To earn a little more,
he switched to hauling ice to downtown Fort Smith businesses. He
had to be at work at 4 a.m. to hitch up a mule team and start his
route. At each stop he toted 50-pound blocks up endless flights
of stairs.
She laughs now when
she remembers having to wash his one and only pair of socks every
night, so he'd have clean socks the next day. Except for breakfast,
which she made for him at 3 a.m. daily, the only thing she could
cook was butter beans. Blue Eyes, who will cheerfully eat most anything,
still just shakes his head at the memory of how sick he was of butter
beans before she finally learned to make other dishes and become
a great cook.
Their first parsonage
had no inside plumbing and a coal-burning stove that barely heated
one room of the house. Their last parsonage, which they bought after
he retired from the ministry in 1990, was destroyed by a tornado.

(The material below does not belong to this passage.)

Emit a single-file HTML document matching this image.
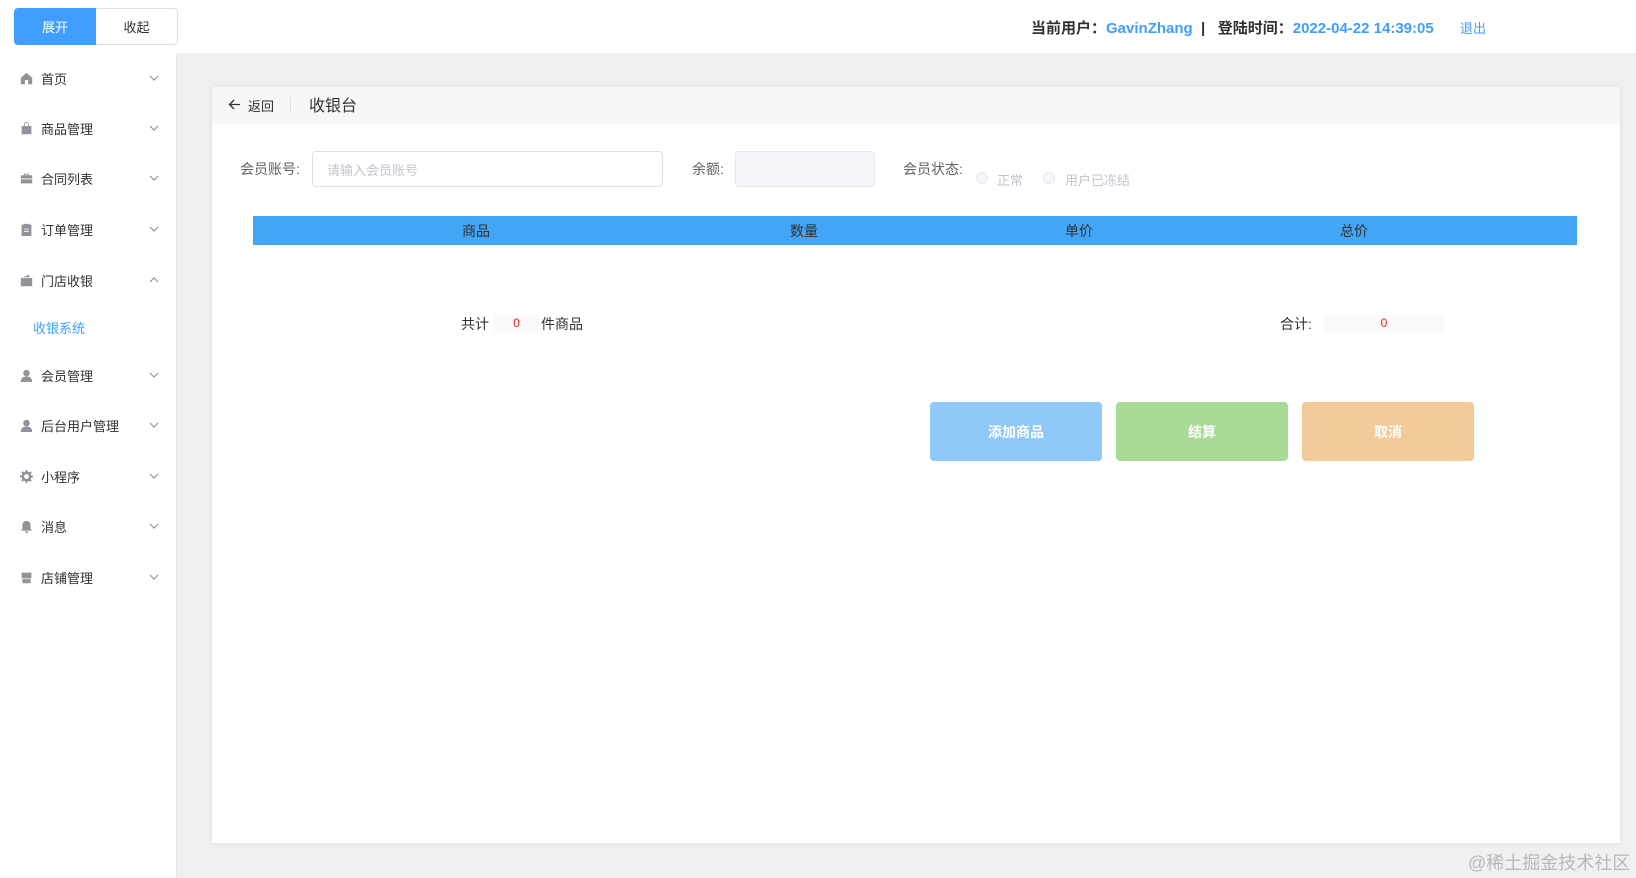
<!DOCTYPE html>
<html><head><meta charset="utf-8">
<style>
*{margin:0;padding:0;box-sizing:border-box}
body{width:1636px;height:878px;background:#f0f0f0;font-family:"Liberation Sans","Noto Sans CJK SC",sans-serif;font-size:14px;color:#303133;position:relative;overflow:hidden}
.abs{position:absolute}
.top{left:0;top:0;width:1636px;height:53px;background:#fff}
.side{left:0;top:53px;width:177px;height:825px;background:#fff;border-right:1px solid #e6e6e6}
.tb{top:8px;height:37px;font-size:13px;display:flex;align-items:center;justify-content:center}
.mi{left:0;width:177px;height:20px;display:flex;align-items:center;font-size:13px;color:#303133}
.mi svg.ic{position:absolute;left:20px;width:13px;height:13px;fill:#909399}
.mi span{position:absolute;left:41px}
.mi svg.ch{position:absolute;left:149px;width:10px;height:10px;stroke:#909399;fill:none;stroke-width:1.2}
.card{left:212px;top:87px;width:1408px;height:756px;background:#fff;box-shadow:0 0 6px rgba(0,0,0,.08)}
.btn{top:402px;height:59px;width:172px;border-radius:4px;color:#fff;font-weight:bold;font-size:14px;display:flex;align-items:center;justify-content:center}
</style></head><body>
<div class="abs top"></div>
<div class="abs tb" style="left:14px;width:82px;background:#409eff;color:#fff;border-radius:4px 0 0 4px">展开</div>
<div class="abs tb" style="left:96px;width:82px;border:1px solid #dcdfe6;border-left:none;border-radius:0 4px 4px 0;color:#303133">收起</div>
<div class="abs" style="left:1031px;top:17px;font-size:15px;font-weight:bold;white-space:nowrap;color:#303133">当前用户：<span style="color:#409eff">GavinZhang</span>&nbsp;&nbsp;|&nbsp;&nbsp; 登陆时间：<span style="color:#409eff">2022-04-22 14:39:05</span></div>
<div class="abs" style="left:1460px;top:18px;font-size:13px;color:#409eff">退出</div>
<div class="abs side"></div>

<div class="abs mi" style="top:68px"><svg class="ic" viewBox="0 0 16 16"><path d="M8 1L1 7v8h5v-5h4v5h5V7z"/></svg><span>首页</span><svg class="ch" viewBox="0 0 10 10"><path d="M1 3l4 4 4-4"/></svg></div>
<div class="abs mi" style="top:118px"><svg class="ic" viewBox="0 0 16 16"><path d="M5 5V3a3 3 0 016 0v2h3v10H2V5zm1 0h4V3a2 2 0 00-4 0z"/></svg><span>商品管理</span><svg class="ch" viewBox="0 0 10 10"><path d="M1 3l4 4 4-4"/></svg></div>
<div class="abs mi" style="top:168px"><svg class="ic" viewBox="0 0 16 16"><path d="M5 2h6v2h4v4H1V4h4zm1 1v1h4V3zM1 9h14v5H1z"/></svg><span>合同列表</span><svg class="ch" viewBox="0 0 10 10"><path d="M1 3l4 4 4-4"/></svg></div>
<div class="abs mi" style="top:219px"><svg class="ic" viewBox="0 0 16 16"><path d="M2 2h3V1h6v1h3v14H2zm3 5v1h6V7zm0 3v1h6v-1z"/></svg><span>订单管理</span><svg class="ch" viewBox="0 0 10 10"><path d="M1 3l4 4 4-4"/></svg></div>
<div class="abs mi" style="top:270px"><svg class="ic" viewBox="0 0 16 16"><path d="M1 5h14v10H1zM3 4l8-3 1 3zM10 9h5v2h-5z"/></svg><span>门店收银</span><svg class="ch" viewBox="0 0 10 10"><path d="M1 7l4-4 4 4"/></svg></div>
<div class="abs" style="left:33px;top:318px;font-size:13px;color:#409eff">收银系统</div>
<div class="abs mi" style="top:365px"><svg class="ic" viewBox="0 0 16 16"><circle cx="8" cy="5" r="4"/><path d="M1 16c0-5 3-7 7-7s7 2 7 7z"/></svg><span>会员管理</span><svg class="ch" viewBox="0 0 10 10"><path d="M1 3l4 4 4-4"/></svg></div>
<div class="abs mi" style="top:415px"><svg class="ic" viewBox="0 0 16 16"><circle cx="8" cy="5" r="4"/><path d="M1 16c0-5 3-7 7-7s7 2 7 7z"/></svg><span>后台用户管理</span><svg class="ch" viewBox="0 0 10 10"><path d="M1 3l4 4 4-4"/></svg></div>
<div class="abs mi" style="top:466px"><svg class="ic" viewBox="0 0 16 16"><path d="M7 0h2l.5 2.2 1.6.7 2-1.2 1.4 1.4-1.2 2 .7 1.6L16 7v2l-2.2.5-.7 1.600 1.2 2-1.4 1.4-2-1.2-1.6.7L9 16H7l-.5-2.2-1.6-.7-2 1.2-1.4-1.4 1.2-2-.7-1.6L0 9V7l2.2-.5.7-1.6-1.2-2 1.4-1.4 2 1.2 1.6-.7zM8 5a3 3 0 100 6 3 3 0 000-6z"/></svg><span>小程序</span><svg class="ch" viewBox="0 0 10 10"><path d="M1 3l4 4 4-4"/></svg></div>
<div class="abs mi" style="top:516px"><svg class="ic" viewBox="0 0 16 16"><path d="M8 1a5 5 0 00-5 5v5l-2 2h14l-2-2V6a5 5 0 00-5-5zM6 14h4a2 2 0 01-4 0z"/></svg><span>消息</span><svg class="ch" viewBox="0 0 10 10"><path d="M1 3l4 4 4-4"/></svg></div>
<div class="abs mi" style="top:567px"><svg class="ic" viewBox="0 0 16 16"><path d="M2 2h12v7H2zM3 10h10v5H3z"/></svg><span>店铺管理</span><svg class="ch" viewBox="0 0 10 10"><path d="M1 3l4 4 4-4"/></svg></div>

<div class="abs card"></div>
<div class="abs" style="left:212px;top:87px;width:1408px;height:37px;background:#f7f7f7"></div>
<svg class="abs" style="left:228px;top:98px" width="13" height="13" viewBox="0 0 13 13"><path d="M12 6.5H1.5M6 2L1.5 6.5 6 11" stroke="#303133" stroke-width="1.3" fill="none"/></svg>
<div class="abs" style="left:248px;top:96px;font-size:13px">返回</div>
<div class="abs" style="left:290px;top:97px;width:1px;height:15px;background:#dcdfe6"></div>
<div class="abs" style="left:309px;top:92px;font-size:16px">收银台</div>

<div class="abs" style="left:240px;top:159px;color:#606266">会员账号:</div>
<div class="abs" style="left:312px;top:151px;width:351px;height:36px;border:1px solid #dcdfe6;border-radius:4px;color:#c0c4cc;font-size:13px;padding:8px 14px">请输入会员账号</div>
<div class="abs" style="left:692px;top:159px;color:#606266">余额:</div>
<div class="abs" style="left:735px;top:151px;width:140px;height:36px;border:1px solid #e4e7ed;border-radius:4px;background:#f5f7fa"></div>
<div class="abs" style="left:903px;top:159px;color:#606266">会员状态:</div>
<div class="abs" style="left:976px;top:172px;width:12px;height:12px;border-radius:50%;border:1px solid #e4e7ed;background:#f5f7fa"></div>
<div class="abs" style="left:997px;top:170px;font-size:13px;color:#c0c4cc">正常</div>
<div class="abs" style="left:1043px;top:172px;width:12px;height:12px;border-radius:50%;border:1px solid #e4e7ed;background:#f5f7fa"></div>
<div class="abs" style="left:1065px;top:170px;font-size:13px;color:#c0c4cc">用户已冻结</div>

<div class="abs" style="left:253px;top:216px;width:1324px;height:29px;background:#42a5f5"></div>
<div class="abs" style="left:462px;top:221px">商品</div>
<div class="abs" style="left:790px;top:221px">数量</div>
<div class="abs" style="left:1065px;top:221px">单价</div>
<div class="abs" style="left:1340px;top:221px">总价</div>

<div class="abs" style="left:461px;top:314px">共计</div>
<div class="abs" style="left:494px;top:315px;width:45px;height:17px;background:#fafafa;color:#e02020;font-size:12px;text-align:center;line-height:17px">0</div>
<div class="abs" style="left:541px;top:314px">件商品</div>
<div class="abs" style="left:1280px;top:314px">合计:</div>
<div class="abs" style="left:1324px;top:315px;width:120px;height:17px;background:#fafafa;color:#e02020;font-size:12px;text-align:center;line-height:17px">0</div>

<div class="abs btn" style="left:930px;background:#90c8fa">添加商品</div>
<div class="abs btn" style="left:1116px;background:#a8db98">结算</div>
<div class="abs btn" style="left:1302px;background:#f3ca9a">取消</div>

<div class="abs" style="left:1468px;top:849px;font-size:18px;color:#b8b8b8">@稀土掘金技术社区</div>
</body></html>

But they built a new house on the same property and live there today.
So what's their secret
of staying in love, through thick and thin, for more than 60 years?
The Bible is the best manual available for advice on love and marriage,
they agree. Never go to bed mad at each other, she says. Keep the
vows you promised to keep when you got married, he says. Too many
couples now give up too easily on each other, and don't take the
vows they made at their wedding seriously.
Always remember why
you loved each other in the first place and that "love at first
sight" can last, she adds. "I knew the first time I met
your dad I'd never love anyone else, and I never have."